This morning I wrote about Dan Piponi’s fake prime function. This evening I thought about it again and wondered whether the chi-squared test could tell the difference between the distribution of digits in real primes and fake primes.

If the distributions were obviously different, this would be apparent from looking at histograms. When distributions are more similar, visual inspection is not as reliable as a test like chi-squared. For small samples, we can be overly critical of plausible variations. For large samples, statistical tests can detect differences our eyes cannot.

When data fall into a number of buckets, with a moderate number of items expected to fall in each bucket, the chi squared test attempts to measure how the actual counts in each bucket compare to the expected counts.

This is a two-sided test. For example, suppose you expect 12% of items to fall in bucket *A* and 88% to fall in bucket *B*. Now suppose you test 1,000 items. It would be suspicious if only 50 items landed in bucket *A* since we’d expect around 120. On the other hand, getting exactly 120 items would be suspicious too. Getting *exactly* the expected number is unexpected!

Let’s look a the primes, genuine and fake, less than *N* = 200. We’ll take the distribution of digits in the list of primes as the expected values and compare to the distribution of the digits in the fake primes.

When I ran this experiment, I got a chi-squared value of 7.77. This is an unremarkable value for a sample from a chi-squared distribution with 9 degrees of freedom. (There are ten digits, but only nine degrees of freedom because if you rule out nine possibilities then digit is determined with certainty.)
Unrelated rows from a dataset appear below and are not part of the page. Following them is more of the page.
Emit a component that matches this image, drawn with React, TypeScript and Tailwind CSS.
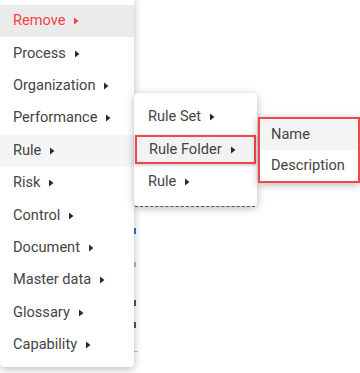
import React from "react";

const mainItems = [
  "Remove",
  "Process",
  "Organization",
  "Performance",
  "Rule",
  "Risk",
  "Control",
  "Document",
  "Master data",
  "Glossary",
  "Capability",
];

function Caret({ red }: { red?: boolean }) {
  return (
    <svg width="5" height="8" viewBox="0 0 5 8" className="ml-[9px] shrink-0">
      <path d="M0 0.5 L4.5 4 L0 7.5 Z" fill={red ? "#f44346" : "#2b2b2b"} />
    </svg>
  );
}

export default function App() {
  return (
    <div
      className="relative w-[360px] h-[373px] overflow-hidden bg-white text-[14.6px] text-[#444444]"
      style={{ fontFamily: "Roboto, 'Liberation Sans', sans-serif" }}
    >
      {/* page content peeking out behind the menus */}
      <div className="absolute left-[135px] top-[206px] w-[120px] border-t border-dashed border-[#5a6a8a]" />
      <div className="absolute left-[134px] top-[228px] w-[2px] h-[6px] bg-[#3b6fe0]" />
      <div className="absolute left-[134px] top-[262px] w-[2px] h-[5px] bg-[#bbb]" />
      <div className="absolute left-[134px] top-[300px] w-[2px] h-[6px] bg-[#555]" />
      <div className="absolute left-[134px] top-[322px] w-[2px] h-[6px] bg-[#555]" />
      <div className="absolute left-[134px] top-[351px] w-[4px] border-t border-[#bbb]" />

      {/* main menu */}
      <div className="absolute left-0 top-[-3px] w-[134px] bg-white pt-2 pb-[6px] rounded-b-[4px] shadow-[0_2px_8px_rgba(0,0,0,0.28)]">
        {mainItems.map((label, i) => (
          <div
            key={label}
            className={
              "flex items-center h-[32.4px] pl-[13px] " +
              (i === 0 ? "bg-[#ebebeb] text-[#f44346]" : i === 4 ? "bg-[#f5f5f5]" : "")
            }
          >
            <span>{label}</span>
            <Caret red={i === 0} />
          </div>
        ))}
      </div>

      {/* second-level menu */}
      <div className="absolute left-[134px] top-[93px] w-[123px] bg-white py-2 rounded-[4px] shadow-[0_2px_8px_rgba(0,0,0,0.28)]">
        <div className="flex items-center h-[32.4px] pl-[14px]">
          <span>Rule Set</span>
          <Caret />
        </div>
        <div className="h-[32.4px] px-[1px] py-[2px]">
          <div className="flex items-center h-full pl-[12px] bg-[#f2f2f2] border-2 border-[#f0474c] shadow-[0_1px_3px_rgba(0,0,0,0.25)]">
            <span>Rule Folder</span>
            <Caret />
          </div>
        </div>
        <div className="flex items-center h-[32.4px] pl-[14px]">
          <span>Rule</span>
          <Caret />
        </div>
      </div>

      {/* third-level menu */}
      <div className="absolute left-[258px] top-[117px] w-[102px] bg-white border-2 border-[#f0474c] shadow-[0_2px_8px_rgba(0,0,0,0.28)]">
        <div className="flex items-center h-[31px] pl-[11px] bg-[#f4f4f4]">Name</div>
        <div className="flex items-center h-[31px] pl-[11px]">Description</div>
      </div>
    </div>
  );
}
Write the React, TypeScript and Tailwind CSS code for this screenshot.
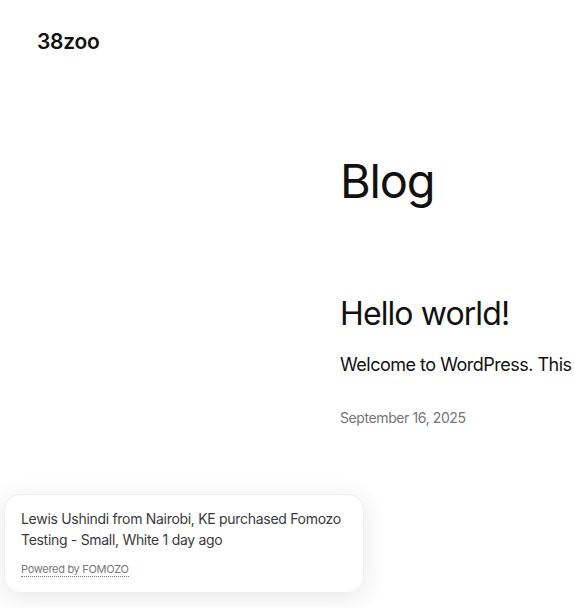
const App = () => {
  return (
    <div
      className="relative h-[608px] w-[574px] overflow-hidden bg-white text-[#111]"
      style={{ fontFamily: "Inter, 'Noto Sans', sans-serif" }}
    >
      <header className="pl-[37px] pt-[26px]">
        <span className="text-[21px] font-semibold tracking-[-0.3px] text-[#111]">38zoo</span>
      </header>

      <main className="ml-[340px] mt-[99px] whitespace-nowrap">
        <h1 className="text-[47px] font-normal leading-none tracking-[-1.2px]">Blog</h1>
        <h2 className="mt-[94px] text-[32px] font-normal leading-none tracking-[-0.9px]">Hello world!</h2>
        <p className="mt-[26px] text-[18px] leading-none tracking-[-0.5px]">
          Welcome to WordPress. This is your first post. Edit or delete it, then start writing!
        </p>
        <p className="mt-[37px] text-[14px] leading-none tracking-[-0.4px] text-[#767676]">
          September 16, 2025
        </p>
      </main>

      <div className="absolute left-[4px] top-[494px] w-[360px] rounded-[16px] border border-[#efefef] bg-white px-[16px] pb-[13px] pt-[13px] shadow-[0_4px_24px_rgba(0,0,0,0.1)]">
        <p className="text-[14px] leading-[21px] tracking-[-0.3px] text-[#3a3a3a]">
          Lewis Ushindi from Nairobi, KE purchased Fomozo Testing - Small, White 1 day ago
        </p>
        <a className="mt-[13px] inline-block border-b border-dotted border-[#777] text-[11px] leading-[13px] tracking-[-0.3px] text-[#777]">
          Powered by FOMOZO
        </a>
      </div>
    </div>
  );
};

export default App;
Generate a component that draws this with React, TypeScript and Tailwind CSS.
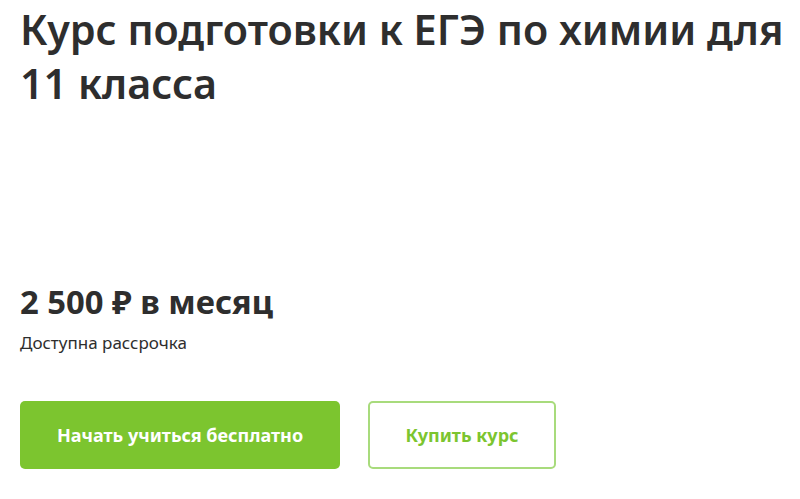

The *p*-value in this case, the probability of seeing a value as large as the one we saw or larger, is 0.557.

Next I increased *N* to 1,000 and ran the experiment again. Now I got a chi-squared value of 19.08, with a corresponding *p*-value of 0.024. When I set *N* to 10,000 I got a chi-squared value of 18.19, with a corresponding *p*-value of 0.033.

When I used *N* = 100,000 I got a chi-squared value of 130.26, corresponding to a *p*-value of 10^{-23}. Finally, when I used *N* = 1,000,000 I got a chi-squared value of 984.7 and a *p*-value of 3.4 × 10^{-206}.

In short, the chi-squared test needs a fair amount of data to tell that fake primes are fake. The distribution of digits for samples of fake primes less than a thousand or so is plausibly the same as that of actual primes, as far as the test can distinguish. But the chi-squared values get implausibly large for fake primes up to 100,000.

This question has some parallels with RNG quality checks. A single test usually not sufficient to detect randomness.